I wouldn’t agree with that assessment. I have no problem with “judge-made law” per se. Legislatures simply can not forsee every possible outcome and judges typically “fill in the blanks”. Fine. My concern are judges who go beyond this to enact changes in social policy. That’s what I consider an “activist judge” or “legislating from the bench”.

Brown v the Board of Education ( anti-segregation ruling )
Roe v Wade ( pro-abortion ruling )
Goodridge v. Department of Public Health ( Massachusetts pro-gay marriage ruling )
Lawrence and Garner v. Texas ( pro-sodomy ruling )

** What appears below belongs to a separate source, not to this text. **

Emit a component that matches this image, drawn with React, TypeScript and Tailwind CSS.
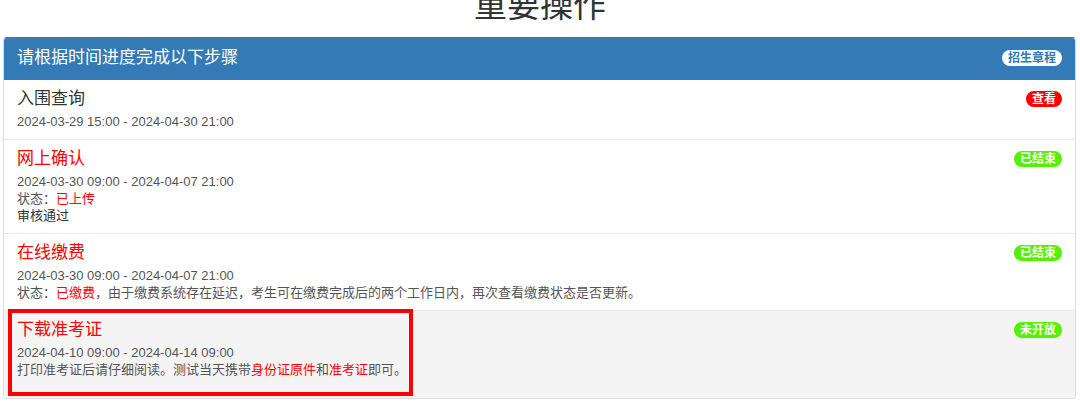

I don’t want to pile on but you haven’t proven your claims. You don’t really expect us to just take your word for it, do you? I mean, you know we tend to be skeptical here in Great Debates.

Ah crap!

The last sentence of my 2nd paragraph should read:

"The time limit would give opponents a generation to halt the practice or vacate the ruling before it became necessary to resort to constitutional amendment. "

:o

Whoa. All the power of an amendment without any of the work.

And, as noted before despite your claim that I haven’t “proven” anything, the judiciary is a political actor and is subject to existing political checks and balances. You don’t like what political actions it takes, whatever principle you claim is not only behind your objections but is a universal truth? There are remedies already, but they start with convincing others that there is a problem.

Gotta back up a little bit in your discussion. Start by showing where the dividing line is between a legal interpretation (that will, inevitably, have an effect on people’s conduct in the future - if it didn’t, it wouldn’t matter) and “enacting changes in social policy”. What sort of rulings would you let a court continue to make? If you limit them to things that don’t affect society, there just isn’t much left.

[Huerta88, I have nothing to discuss with persons who habitually refuse to participate in good-faith discussions, or have your trouble with simple coherence. Once again, good day.